Nous nous inscrivons également dans les objectifs globaux de réduction de l’empreinte environnementale et climatique des activités de nos sociétés, en permettant de développer de nouvelles solutions et technologies pour préparer la nouvelle génération des infrastructures numériques avec une empreinte environnementale réduite.
Permettra-t-elle un accès ouvert aux données qui seront produites ?

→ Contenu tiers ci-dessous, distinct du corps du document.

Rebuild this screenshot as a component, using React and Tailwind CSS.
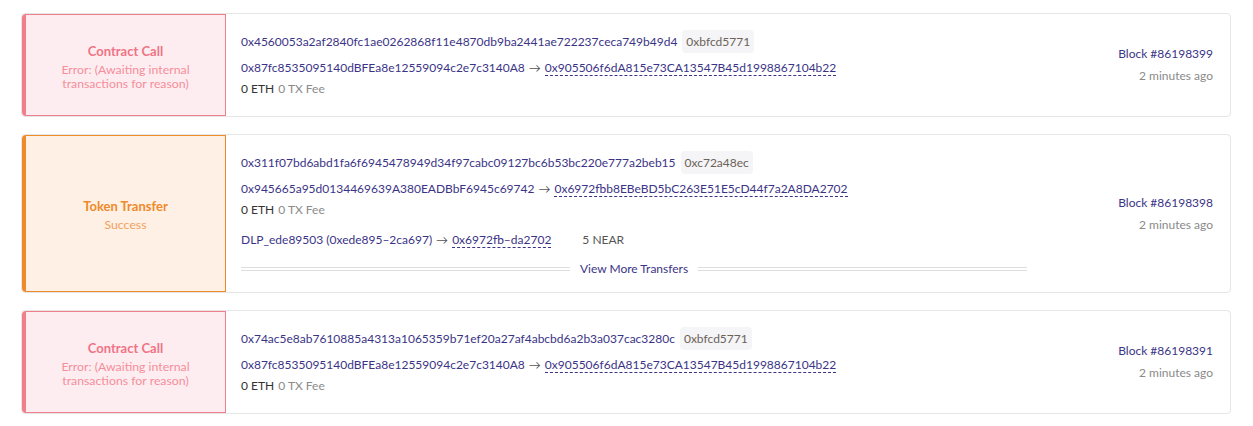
const txs = [
  {
    kind: "error",
    title: "Contract Call",
    status: "Error: (Awaiting internal transactions for reason)",
    hash: "0x4560053a2af2840fc1ae0262868f11e4870db9ba2441ae722237ceca749b49d4",
    method: "0xbfcd5771",
    from: "0x87fc8535095140dBFEa8e12559094c2e7c3140A8",
    to: "0x905506f6dA815e73CA13547B45d1998867104b22",
    block: "86198399",
  },
  {
    kind: "token",
    title: "Token Transfer",
    status: "Success",
    hash: "0x311f07bd6abd1fa6f6945478949d34f97cabc09127bc6b53bc220e777a2beb15",
    method: "0xc72a48ec",
    from: "0x945665a95d0134469639A380EADBbF6945c69742",
    to: "0x6972fbb8EBeBD5bC263E51E5cD44f7a2A8DA2702",
    block: "86198398",
    transfer: { from: "DLP_ede89503 (0xede895–2ca697)", to: "0x6972fb–da2702", amount: "5 NEAR" },
  },
  {
    kind: "error",
    title: "Contract Call",
    status: "Error: (Awaiting internal transactions for reason)",
    hash: "0x74ac5e8ab7610885a4313a1065359b71ef20a27af4abcbd6a2b3a037cac3280c",
    method: "0xbfcd5771",
    from: "0x87fc8535095140dBFEa8e12559094c2e7c3140A8",
    to: "0x905506f6dA815e73CA13547B45d1998867104b22",
    block: "86198391",
  },
];

function Tile({ tx }) {
  const err = tx.kind === "error";
  return (
    <div
      className={`w-[204px] shrink-0 flex flex-col items-center justify-center text-center rounded-l-[4px] border border-l-4 px-6 pt-[3px] ${
        err ? "bg-[#feedf0] border-[#f07f8c]" : "bg-[#fef0e4] border-[#ef8a2b]"
      }`}
    >
      <div className={`text-[13px] font-bold leading-[16px] ${err ? "text-[#ef7485]" : "text-[#ef8a2b]"}`}>{tx.title}</div>
      <div className={`text-[12.3px] leading-[14px] mt-[4px] ${err ? "text-[#f58d9b]" : "text-[#f2a05c]"}`}>{tx.status}</div>
    </div>
  );
}

function Row({ tx }) {
  return (
    <div className="flex border border-[#e6e6e6] rounded-[4px] bg-white">
      <Tile tx={tx} />
      <div className="flex-1 flex flex-col justify-center pl-[15px] pt-[16px] pb-[17px] min-w-0">
        <div className="flex items-center h-[23px]">
          <span className="text-[#3b3486]">{tx.hash}</span>
          <span className="ml-[5px] bg-[#f5f5f7] rounded-[4px] px-[4px] h-[23px] flex items-center text-[#6b6258]">{tx.method}</span>
        </div>
        <div className="flex items-center h-[20px] mt-[5px] text-[#3b3486]">
          <span>{tx.from}</span>
          <span className="text-[#555] mx-[4px]">→</span>
          <span className="border-b border-dashed border-[#3b3486] leading-[14px]">{tx.to}</span>
        </div>
        <div className="h-[20px] mt-[1px] flex items-center">
          <span className="text-[#333]">0 ETH</span>
          <span className="text-[#8a8a8a] ml-[4px]">0 TX Fee</span>
        </div>
        {tx.transfer && (
          <>
            <div className="flex items-center h-[20px] mt-[10px] text-[#3b3486]">
              <span>{tx.transfer.from}</span>
              <span className="text-[#555] mx-[4px]">→</span>
              <span className="border-b border-dashed border-[#3b3486] leading-[14px]">{tx.transfer.to}</span>
              <span className="ml-[31px] text-[#555]">{tx.transfer.amount}</span>
            </div>
            <div className="flex items-center h-[20px] mt-[9px] -mb-[4px]">
              <div className="flex-1 h-[4px] border-t border-b border-[#dedede]" />
              <span className="px-[10px] text-[#3b3486]">View More Transfers</span>
              <div className="flex-1 h-[4px] border-t border-b border-[#dedede]" />
            </div>
          </>
        )}
      </div>
      <div className="w-[203px] shrink-0 flex flex-col items-end justify-center pr-[17px] gap-[6px]">
        <div className="text-[#3b3486] leading-[16px]">Block #{tx.block}</div>
        <div className="text-[#8a8a8a] leading-[16px]">2 minutes ago</div>
      </div>
    </div>
  );
}

export default function App() {
  return (
    <div className="w-[1253px] h-[426px] bg-white pl-[21px] pr-[22px] pt-[13px] flex flex-col gap-[17px] text-[12px] font-['Lato','Liberation_Sans',sans-serif]">
      {txs.map((tx, i) => (
        <Row key={i} tx={tx} />
      ))}
    </div>
  );
}
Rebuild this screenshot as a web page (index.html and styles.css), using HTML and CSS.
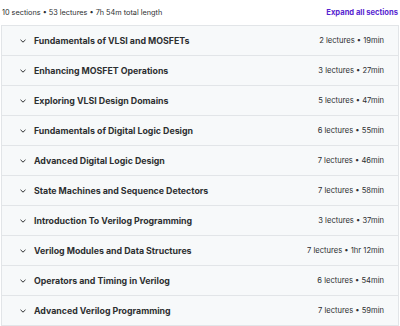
FILE: index.html
```html
<!DOCTYPE html>
<html>
<head>
    <title>Course content</title>
    <link rel="stylesheet" href="styles.css">
</head>
<body>
    <div class="curriculum">
        <div class="summary">
            <span>10 sections • 53 lectures • 7h 54m total length</span>
            <button class="expand-all">Expand all sections</button>
        </div>

        <div class="sections">
            <div class="section">
                <span class="chevron"><svg viewBox="0 0 10 10"><path d="M2.5 3.8 5 6.2 7.5 3.8"/></svg></span>
                <span class="section-title">Fundamentals of VLSI and MOSFETs</span>
                <span class="section-meta">2 lectures • 19min</span>
            </div>
            <div class="section">
                <span class="chevron"><svg viewBox="0 0 10 10"><path d="M2.5 3.8 5 6.2 7.5 3.8"/></svg></span>
                <span class="section-title">Enhancing MOSFET Operations</span>
                <span class="section-meta">3 lectures • 27min</span>
            </div>
            <div class="section">
                <span class="chevron"><svg viewBox="0 0 10 10"><path d="M2.5 3.8 5 6.2 7.5 3.8"/></svg></span>
                <span class="section-title">Exploring VLSI Design Domains</span>
                <span class="section-meta">5 lectures • 47min</span>
            </div>
            <div class="section">
                <span class="chevron"><svg viewBox="0 0 10 10"><path d="M2.5 3.8 5 6.2 7.5 3.8"/></svg></span>
                <span class="section-title">Fundamentals of Digital Logic Design</span>
                <span class="section-meta">6 lectures • 55min</span>
            </div>
            <div class="section">
                <span class="chevron"><svg viewBox="0 0 10 10"><path d="M2.5 3.8 5 6.2 7.5 3.8"/></svg></span>
                <span class="section-title">Advanced Digital Logic Design</span>
                <span class="section-meta">7 lectures • 46min</span>
            </div>
            <div class="section">
                <span class="chevron"><svg viewBox="0 0 10 10"><path d="M2.5 3.8 5 6.2 7.5 3.8"/></svg></span>
                <span class="section-title">State Machines and Sequence Detectors</span>
                <span class="section-meta">7 lectures • 58min</span>
            </div>
            <div class="section">
                <span class="chevron"><svg viewBox="0 0 10 10"><path d="M2.5 3.8 5 6.2 7.5 3.8"/></svg></span>
                <span class="section-title">Introduction To Verilog Programming</span>
                <span class="section-meta">3 lectures • 37min</span>
            </div>
            <div class="section">
                <span class="chevron"><svg viewBox="0 0 10 10"><path d="M2.5 3.8 5 6.2 7.5 3.8"/></svg></span>
                <span class="section-title">Verilog Modules and Data Structures</span>
                <span class="section-meta">7 lectures • 1hr 12min</span>
            </div>
            <div class="section">
                <span class="chevron"><svg viewBox="0 0 10 10"><path d="M2.5 3.8 5 6.2 7.5 3.8"/></svg></span>
                <span class="section-title">Operators and Timing in Verilog</span>
                <span class="section-meta">6 lectures • 54min</span>
            </div>
            <div class="section">
                <span class="chevron"><svg viewBox="0 0 10 10"><path d="M2.5 3.8 5 6.2 7.5 3.8"/></svg></span>
                <span class="section-title">Advanced Verilog Programming</span>
                <span class="section-meta">7 lectures • 59min</span>
            </div>
        </div>
    </div>
</body>
</html>
```

FILE: styles.css
```css
body {
    margin: 0;
    background: #fff;
    font-family: Inter, "Liberation Sans", sans-serif;
    color: #2d2f31;
}
.curriculum {
    width: 400px;
}
.summary {
    display: flex;
    justify-content: space-between;
    align-items: center;
    height: 25px;
    padding: 0 2px 0 2px;
    font-size: 7.3px;
    color: #2d2f31;
}
.expand-all {
    background: none;
    border: none;
    padding: 0;
    font-family: inherit;
    font-size: 7.6px;
    font-weight: 700;
    color: #5624d0;
    cursor: pointer;
}
.sections {
    border: 1px solid #e2e5e8;
    border-bottom: none;
    margin: 0 1px;
}
.section {
    display: flex;
    align-items: center;
    height: 29px;
    padding: 0 14px 0 16px;
    background: #f7f9fa;
    border-bottom: 1px solid #e2e5e8;
}
.chevron {
    width: 10px;
    height: 10px;
    margin-right: 6px;
    display: flex;
}
.chevron svg {
    width: 10px;
    height: 10px;
    fill: none;
    stroke: #2d2f31;
    stroke-width: 1;
}
.section-title {
    flex: 1;
    font-size: 8.8px;
    font-weight: 700;
}
.section-meta {
    font-size: 7.6px;
    color: #2d2f31;
}
```
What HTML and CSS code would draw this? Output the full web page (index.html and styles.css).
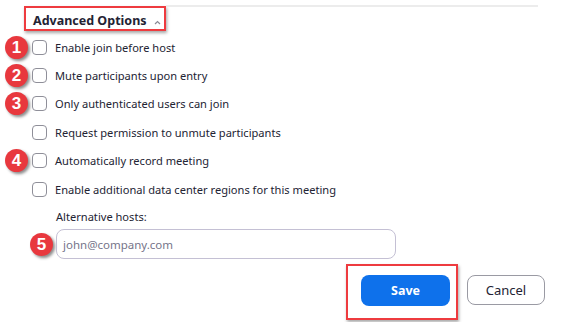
FILE: index.html
```html
<!DOCTYPE html>
<html>
<head>
<meta charset="utf-8">
<link rel="stylesheet" href="styles.css">
</head>
<body>
<div class="panel">
  <div class="header">
    <div class="hl-box head-box">
      <span class="head-title">Advanced Options</span>
      <svg class="caret" width="7" height="5" viewBox="0 0 7 5"><path d="M1 4 L3.5 1.5 L6 4" fill="none" stroke="#8a8a95" stroke-width="1.2"/></svg>
    </div>
    <div class="rule"></div>
  </div>

  <div class="options">
    <div class="opt"><span class="badge">1</span><span class="cb"></span><span class="lbl">Enable join before host</span></div>
    <div class="opt"><span class="badge">2</span><span class="cb"></span><span class="lbl">Mute participants upon entry</span></div>
    <div class="opt"><span class="badge">3</span><span class="cb"></span><span class="lbl">Only authenticated users can join</span></div>
    <div class="opt"><span></span><span class="cb"></span><span class="lbl">Request permission to unmute participants</span></div>
    <div class="opt"><span class="badge">4</span><span class="cb"></span><span class="lbl">Automatically record meeting</span></div>
    <div class="opt"><span></span><span class="cb"></span><span class="lbl">Enable additional data center regions for this meeting</span></div>
  </div>

  <div class="alt-label">Alternative hosts:</div>
  <div class="alt-row">
    <span class="badge badge-alt">5</span>
    <div class="input"><span class="placeholder">john@company.com</span></div>
  </div>

  <div class="actions">
    <div class="hl-box save-box"><button class="btn btn-save">Save</button></div>
    <button class="btn btn-cancel">Cancel</button>
  </div>
</div>
</body>
</html>
```
FILE: styles.css
```css
html, body {
  margin: 0;
  padding: 0;
  background: #ffffff;
}
body {
  width: 569px;
  height: 322px;
  overflow: hidden;
  font-family: "Noto Sans", "Open Sans", sans-serif;
  color: #232333;
}
.panel {
  display: flex;
  flex-direction: column;
}
.header {
  display: flex;
  align-items: flex-start;
  padding: 6px 31px 0 24px;
}
.hl-box {
  border: 2px solid #ee3b3f;
  box-shadow: 1px 2px 3px rgba(0,0,0,0.35);
}
.head-box {
  box-sizing: border-box;
  width: 142px;
  height: 25px;
  display: flex;
  align-items: center;
  padding-left: 7px;
  padding-top: 4px;
  white-space: nowrap;
}
.head-title {
  font-weight: 700;
  font-size: 12.5px;
  color: #232333;
}
.caret {
  margin-left: 7px;
  margin-top: 3px;
}
.rule {
  flex: 1;
  height: 2px;
  margin-top: -1px;
  background: #ececec;
}
.options {
  margin-top: 2px;
  display: flex;
  flex-direction: column;
}
.opt {
  height: 28.4px;
  display: grid;
  grid-template-columns: 32px 15px 1fr;
  align-items: center;
}
.badge {
  width: 23px;
  height: 23px;
  border-radius: 50%;
  background: #e8383e;
  color: #fff;
  font-family: "Liberation Sans", Arial, sans-serif;
  font-weight: 700;
  font-size: 17px;
  line-height: 23px;
  text-align: center;
  box-shadow: 2px 2px 3px rgba(0,0,0,0.45);
  margin-left: 5px;
}
.cb {
  box-sizing: border-box;
  width: 15px;
  height: 15px;
  border: 1px solid #8f8f99;
  border-radius: 4px;
  background: #fff;
}
.lbl {
  margin-left: 8px;
  font-size: 11.1px;
  white-space: nowrap;
  color: #232333;
}
.alt-label {
  margin-top: 6px;
  padding-left: 56px;
  font-size: 11.1px;
  line-height: 16px;
}
.alt-row {
  margin-top: 4px;
  display: flex;
  align-items: center;
}
.badge-alt {
  margin-left: 30px;
  margin-right: 3px;
}
.input {
  box-sizing: border-box;
  width: 340px;
  height: 30px;
  border: 1px solid #c4c0d4;
  border-radius: 8px;
  display: flex;
  align-items: center;
  padding-left: 6px;
}
.placeholder {
  font-size: 11.5px;
  color: #76758a;
}
.actions {
  margin-top: 5px;
  display: flex;
  justify-content: flex-end;
  align-items: flex-start;
  padding-right: 24px;
}
.save-box {
  box-sizing: border-box;
  width: 112px;
  height: 56px;
  padding: 9px 6px 0 13px;
  border-width: 2.5px;
}
.btn {
  box-sizing: border-box;
  border-radius: 8px;
  font-family: "Noto Sans", "Open Sans", sans-serif;
  font-size: 12.5px;
  cursor: pointer;
}
.btn-save {
  width: 89px;
  height: 31px;
  background: #0e71eb;
  border: none;
  color: #fff;
  font-weight: 700;
}
.btn-cancel {
  margin-left: 9px;
  margin-top: 11px;
  width: 78px;
  height: 30px;
  background: #fff;
  border: 1px solid #9a9aa3;
  color: #232333;
  font-size: 13px;
}
```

S. F. : Construite comme un bien commun, l’accès ouvert aux données de recherche et la reproductibilité des expériences est aussi importante que l’infrastructure elle-même. Nous avons donc entrepris la définition de l’organisation des données et de leur interopérabilité avec l’initiative EOSC (European Open Science Cloud). Nous proposons également un cadre permettant la reproductibilité des expériences et la mise à disposition des objets numériques (données et programmes) pour l’ensemble de notre communauté.
Quel rôle joue la France dans cette initiative ?
S. F. : SLICES est organisé sous la forme d’une infrastructure de recherche distribuée, avec un nœud central en France et des nœuds distribués dans l’ensemble des pays partenaires.
Coordinatrice de cette initiative, la France s’est engagée à soutenir le développement du nœud français SLICES-FR organisé autour des principaux organismes de recherche et universités concernées, dont notamment Sorbonne Université, l’INRIA, le CNRS, l’IMT et EURECOM. Le Ministère de l’Enseignement Supérieur, de la Recherche, que je tiens à remercier pour son accompagnement éclairé, a inscrit le soutien de SLICES-FR dans le cadre des programmes et équipements prioritaires de recherche 5G et Cloud (PEPR), avec un financement de 17,5 millions d’euros. Ce soutien montre que la France peut jouer un rôle de leader et de pionnier dans le domaine des grands instruments scientifique et de la recherche dans les sciences du numérique.